Sunday, September 23, 2007
A couple of days ago, I was studying some of my materials that I put on scent strips, I was searching for a nice combination of these materials to find a new accord. I grabbed a Bordeaux wine glass and put a couple of these scent strips in it, and smelled...... Wow, this was an unbelievable experience. This experience is so totally different than smelling just straight from the scent strips. The smell is much more concentrated, more lively and full, it's like you smell in 3D. I play with my own 'Monclin' all the time now. I start with one scent strip dipped in a material and than add another one to it, and smell the combination of these two. I can add as many scent strips as I like. I like to do the whole procedure backwards as well, by taking away a scent strip and smell how much difference this makes, I can smell the difference in an instant now, I keep smelling while I take the strip away.
Sunday, September 16, 2007
I used Oudh in my first 'swap' perfume, which I worked on some more. I studied the feedback that I've got from the members of my group and used this information to alter the creation.
Some of the feedback I received about this fragrance is that the top notes are too overwhelming, I agree with this, this is not because I used too much top notes, but because I used strong smelling woody and ambery notes, which pushes themselves towards the top notes. I started to reduce the amount of patchouli, birch tar and cedar, and added a creamy warm sandalwood to round the fragrance out and smooth it a bit. To give the woody notes a fresh woody boost I used a bit more vetiveryl acetate, which smells like the fresh smelling part of vetiver oil. I also added less amber, instead I used more rose and jasmine to create a stronger heart note.
The fragrance has a sweet honey note which is wonderful in combination with Oudh, I want to keep that note, but it was too sweet, so I also reduced the amount of honey and added a bit more bergamot to create a more sparkling top note. After reducing some of the base notes and adding some sandalwood and more vetiveryl acetate, it still needed a warm note, I decided to use Aldron a material from Symrise with an animalic scent, which create a warm aura. I'll let the creation mature and will see if these alterations worked.

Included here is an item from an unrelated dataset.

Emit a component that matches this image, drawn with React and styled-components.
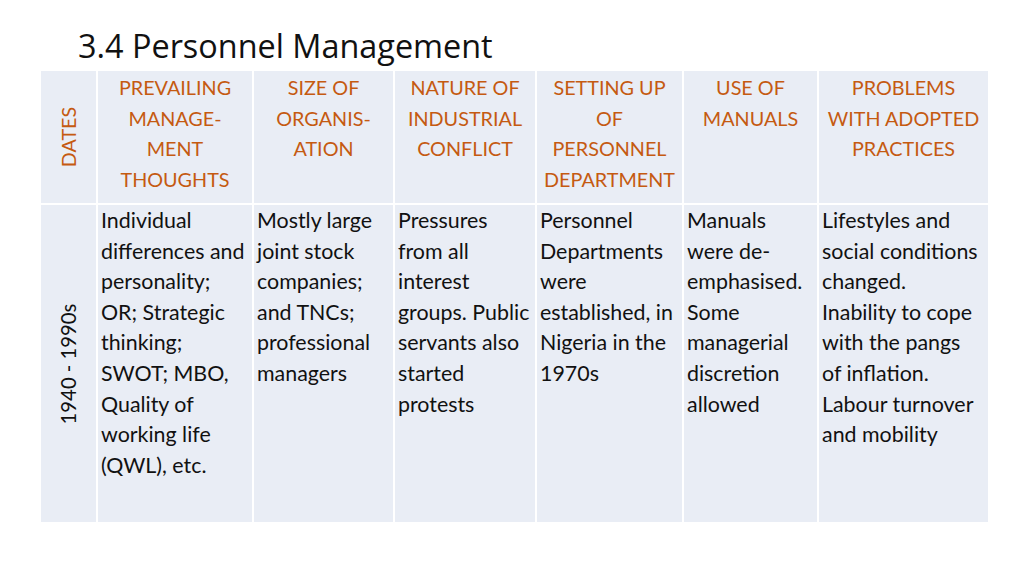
import React from "react";
import styled, { createGlobalStyle } from "styled-components";

const Global = createGlobalStyle`
  html, body { margin: 0; padding: 0; background: #fff; }
  body { width: 1024px; height: 575px; overflow: hidden; }
`;

const Slide = styled.div`
  width: 1024px;
  height: 575px;
  box-sizing: border-box;
  padding: 24px 36px 0 41px;
  display: flex;
  flex-direction: column;
`;

const Title = styled.h1`
  margin: 0 0 0 37px;
  height: 47px;
  font-family: "Open Sans", "Noto Sans", sans-serif;
  font-weight: 400;
  font-size: 32.4px;
  line-height: 42px;
  color: #111;
`;

const Grid = styled.div`
  display: grid;
  width: 947px;
  grid-template-columns: 55px 154px 139px 140px 145px 133px 169px;
  grid-template-rows: 132px 317px;
  column-gap: 2px;
  row-gap: 2px;
  background: #ffffff;
`;

const Cell = styled.div`
  background: #e9edf5;
  box-sizing: border-box;
  padding: ${(p) => (p.$head ? "1px 2px 0" : "0 2px 0 3px")};
  font-family: Lato, "Open Sans", sans-serif;
  font-size: ${(p) => (p.$head ? "19.8px" : "21.4px")};
  line-height: 30.6px;
  color: ${(p) => (p.$head ? "#c55a11" : "#111")};
  text-align: ${(p) => (p.$head ? "center" : "left")};
  white-space: nowrap;
`;

const SideCell = styled.div`
  background: #e9edf5;
  display: flex;
  align-items: center;
  justify-content: center;
  overflow: hidden;
`;

const Vertical = styled.span`
  display: block;
  transform: rotate(-90deg);
  white-space: nowrap;
  font-family: Lato, "Open Sans", sans-serif;
  font-size: ${(p) => (p.$head ? "19.8px" : "20.3px")};
  line-height: 24px;
  color: ${(p) => (p.$head ? "#c55a11" : "#111")};
`;

const headers = [
  ["PREVAILING", "MANAGE-", "MENT", "THOUGHTS"],
  ["SIZE OF", "ORGANIS-", "ATION"],
  ["NATURE OF", "INDUSTRIAL", "CONFLICT"],
  ["SETTING UP", "OF", "PERSONNEL", "DEPARTMENT"],
  ["USE OF", "MANUALS"],
  ["PROBLEMS", "WITH ADOPTED", "PRACTICES"],
];

const body = [
  ["Individual", "differences and", "personality;", "OR; Strategic", "thinking;", "SWOT; MBO,", "Quality of", "working life", "(QWL), etc."],
  ["Mostly large", "joint stock", "companies;", "and TNCs;", "professional", "managers"],
  ["Pressures", "from all", "interest", "groups. Public", "servants also", "started", "protests"],
  ["Personnel", "Departments", "were", "established, in", "Nigeria in the", "1970s"],
  ["Manuals", "were de-", "emphasised.", "Some", "managerial", "discretion", "allowed"],
  ["Lifestyles and", "social conditions", "changed.", "Inability to cope", "with the pangs", "of inflation.", "Labour turnover", "and mobility"],
];

const Lines = ({ lines }) =>
  lines.map((l, i) => (
    <React.Fragment key={i}>
      {l}
      {i < lines.length - 1 && <br />}
    </React.Fragment>
  ));

export default function App() {
  return (
    <>
      <Global />
      <Slide>
        <Title>3.4 Personnel Management</Title>
        <Grid>
          <SideCell>
            <Vertical $head>DATES</Vertical>
          </SideCell>
          {headers.map((h, i) => (
            <Cell key={"h" + i} $head>
              <Lines lines={h} />
            </Cell>
          ))}
          <SideCell>
            <Vertical>1940 - 1990s</Vertical>
          </SideCell>
          {body.map((b, i) => (
            <Cell key={"b" + i}>
              <Lines lines={b} />
            </Cell>
          ))}
        </Grid>
      </Slide>
    </>
  );
}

Something totally different:
Yesterday I visited the blog of Andy, when I started to read the first line of his post, I got goosebumps and knew what he was about to tell us, the following sentences I had to read trough the tears in my eyes. It's heartbreaking to hear that his mother past away last Friday. My heart goes out to him, his partner W. and his family and friends. It's so hard to loose one of your parents. I hope they all will find strength and consolation among each other. Of course Andy shut off the comments on the post and asked not to send emails. I just have to say something, that's why I will do it this way.
Sunday, September 09, 2007
A fragrance for the romantic soul, tender like a fresh blossom.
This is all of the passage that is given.